Now we can mount all of the boards to the standoffs on the handle. The Trinket needs M2 x 4mm machine screws. Orientate the Trinket so the USB port is facing the cutout in handle. Make sure to trim  any excess material around the port opening to easily fit a USB cable.    

Lipo Backpack

The Lipo Backpack needs a single M2.5 x 5mm machine screw. Position the board with the JST connector facing the wall. 


Now we can plug in the battery wire into the Lipo Backpack. Route the battery wire around the wall cut away and seat the battery in between the two walls. 

Slide Switch

Route the wires for the slide switch around the wall cut away and use the flat side of a pair of tweezers to push the switch into the opening on the upper part of the handle. Make sure to remove any excess material around the opening. 

Adding the NeoPixel strip


Add four pieces of Nitto tape to the middle part of the upper blade, like shown in the picture. 


Next up we'll add the NeoPixel strip with the LEDs facing outward. The sides of the strips adhere well to the Nitto tape pieces.

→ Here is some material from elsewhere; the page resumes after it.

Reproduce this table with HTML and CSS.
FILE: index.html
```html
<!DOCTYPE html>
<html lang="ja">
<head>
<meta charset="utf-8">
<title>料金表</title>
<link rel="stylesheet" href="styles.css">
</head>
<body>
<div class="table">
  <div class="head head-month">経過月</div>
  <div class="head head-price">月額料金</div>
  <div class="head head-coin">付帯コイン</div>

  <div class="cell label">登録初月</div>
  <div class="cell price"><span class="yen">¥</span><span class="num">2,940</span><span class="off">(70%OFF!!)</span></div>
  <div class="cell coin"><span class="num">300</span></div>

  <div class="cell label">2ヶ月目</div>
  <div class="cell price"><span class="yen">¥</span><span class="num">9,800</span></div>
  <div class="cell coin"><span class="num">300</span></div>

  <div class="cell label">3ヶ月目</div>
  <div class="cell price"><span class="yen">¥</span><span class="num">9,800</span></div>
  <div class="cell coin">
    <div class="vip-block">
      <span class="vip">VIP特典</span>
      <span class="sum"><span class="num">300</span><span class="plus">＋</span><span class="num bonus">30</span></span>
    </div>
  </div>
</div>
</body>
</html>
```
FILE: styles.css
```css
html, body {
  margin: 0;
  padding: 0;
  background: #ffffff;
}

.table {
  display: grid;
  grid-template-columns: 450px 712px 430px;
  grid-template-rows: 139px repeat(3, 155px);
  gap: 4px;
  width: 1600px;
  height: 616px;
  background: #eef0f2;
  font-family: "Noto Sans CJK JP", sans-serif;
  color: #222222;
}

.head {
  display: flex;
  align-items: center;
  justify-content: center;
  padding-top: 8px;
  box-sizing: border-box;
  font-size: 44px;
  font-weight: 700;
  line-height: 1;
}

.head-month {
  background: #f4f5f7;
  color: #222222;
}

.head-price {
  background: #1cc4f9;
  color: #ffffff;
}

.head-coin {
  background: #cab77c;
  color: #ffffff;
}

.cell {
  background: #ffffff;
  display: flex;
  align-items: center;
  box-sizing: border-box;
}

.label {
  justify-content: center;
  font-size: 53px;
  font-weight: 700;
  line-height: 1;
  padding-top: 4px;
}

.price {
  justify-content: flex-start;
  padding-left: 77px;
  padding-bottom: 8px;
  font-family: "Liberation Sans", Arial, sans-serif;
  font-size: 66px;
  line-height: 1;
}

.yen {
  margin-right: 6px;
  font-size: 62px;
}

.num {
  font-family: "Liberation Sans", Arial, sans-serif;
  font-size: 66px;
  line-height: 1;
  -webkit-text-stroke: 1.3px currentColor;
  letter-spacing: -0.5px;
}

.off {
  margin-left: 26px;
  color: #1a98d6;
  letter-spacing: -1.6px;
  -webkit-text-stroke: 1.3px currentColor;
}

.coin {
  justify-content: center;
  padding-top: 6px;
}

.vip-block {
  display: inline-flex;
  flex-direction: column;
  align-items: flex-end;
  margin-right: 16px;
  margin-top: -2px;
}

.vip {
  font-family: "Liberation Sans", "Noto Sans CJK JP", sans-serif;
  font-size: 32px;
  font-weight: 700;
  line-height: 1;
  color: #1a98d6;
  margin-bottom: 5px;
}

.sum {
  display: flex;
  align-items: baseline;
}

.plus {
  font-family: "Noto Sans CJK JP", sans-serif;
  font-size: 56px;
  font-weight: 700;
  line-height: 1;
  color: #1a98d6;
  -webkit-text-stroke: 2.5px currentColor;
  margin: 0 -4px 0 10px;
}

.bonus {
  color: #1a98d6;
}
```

The NeoPixel strip should follow the contour of the blade. 

Join Blades

With the components now mounted to the parts, we can move on to joining the two halves together. The two are held together with twenty M2 x 12mm screws. That's a lot!

Finishing touches


In the last couple of steps we'll finish up by adding the detail overlays to the handle and blade.


The "traces" on the blade are pressed into the cavities. They just snap into place. If the fittings are too loose, we can use small drops of E6000  adhesive to glue the parts in place. 


The handle overlays will need E6000. Make sure to line up the screws holes on the overlays with the holes on the handle. Let the E6000 fully dry for about an hour.


While the glue dries, we can add the gem part to the handle by press fitting it into the holes.

The Guardian Sword++

And that’s it! Now we have our very own guardian sword. The thing we like most about this design is that it’s really durable, so you can swing it around and not worry about it falling apart. Using the screws to secure all the parts together was really great idea and it’s easy to take part if we ever need to.